Esentialist
Learning to Learn One Mistake at a Time
Mac and Cheese

Ingredients

  • Cooking spray
  • 1 lb. uncooked gluten-free elbow macaroni (such as Tinkyada Brown Rice Pasta)
  • 4 Tbsp. unsalted butter
  • 1/4 cup gluten-free all-purpose flour (such as King Arthur or Cup4Cup)
  • 2 1/2 cups whole milk
  • 2 tsp. gluten-free stone-ground mustard
  • 1 1/2 tsp. kosher salt, plus more for salting water
  • 3/4 tsp. black pepper
  • 1 lb. fontina cheese, shredded (about 4 cups)
  • 8 oz. Colby Jack cheese, shredded (about 2 cups), divided
  • 1/4 cup cooked and crumbled gluten-free bacon (from 4 bacon slices)

Directions

  1. Prepare baking dish and pasta: Coat a 13- x 9-inch broiler-safe baking dish with cooking spray; set aside. Cook pasta in boiling salted water according to package directions until al dente, about 8 minutes; drain, and set aside.
  2. Make roux: Meanwhile, melt butter in a large saucepan over medium. Add flour; cook, whisking constantly, until mixture turns light golden brown, about 3 minutes. Gradually whisk in milk until smooth. Bring to a simmer over medium; simmer, whisking often, until mixture thickens enough to coat the back of a spoon, about 3 minutes. Stir in mustard, salt, and pepper until well combined.
  3. Make cheese sauce: Reduce heat to medium-low; gradually stir in fontina until cheese is melted and sauce has thickened.
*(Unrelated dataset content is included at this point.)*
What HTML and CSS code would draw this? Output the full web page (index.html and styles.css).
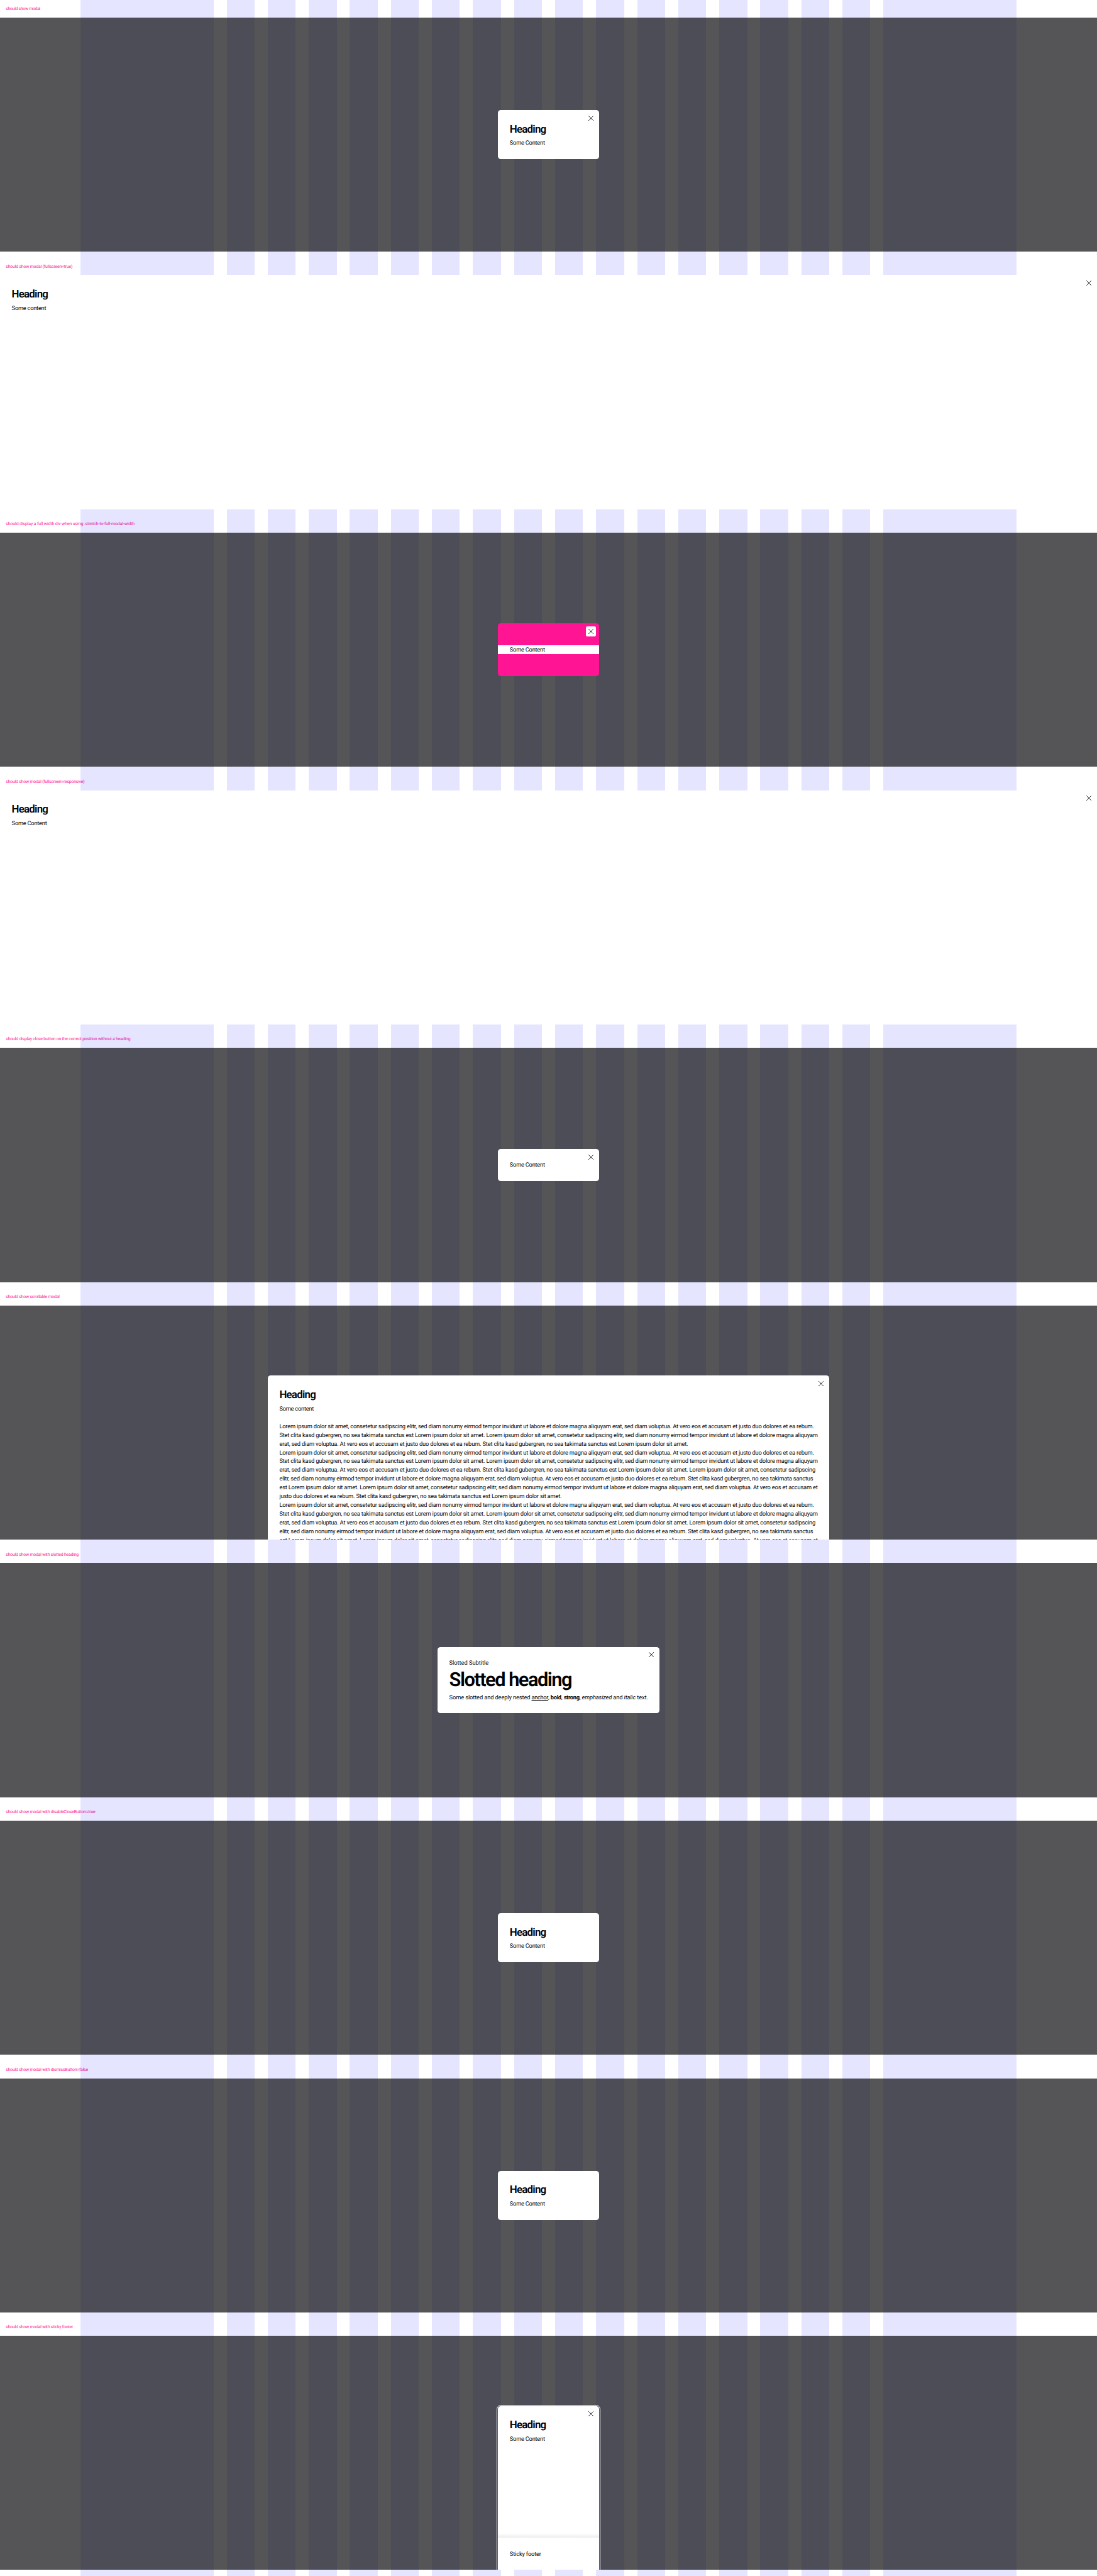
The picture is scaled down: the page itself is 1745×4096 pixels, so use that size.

Fold in cooked pasta until fully coated in sauce. Remove from heat.
  4. Add pasta to baking dish: Pour half of the pasta mixture (about 4 1/2 cups) into prepared baking dish. Sprinkle with 1 cup of the Colby Jack. Top with remaining pasta mixture, and sprinkle evenly with remaining 1 cup Colby Jack.
  5. Broil dish: Preheat broiler with oven rack positioned 6 inches from heat source. Place baking dish in preheated oven, and broil until cheese is fully melted and browned in spots, about 7 minutes. Remove from oven; let cool 10 minutes. Sprinkle with crumbled bacon, and serve.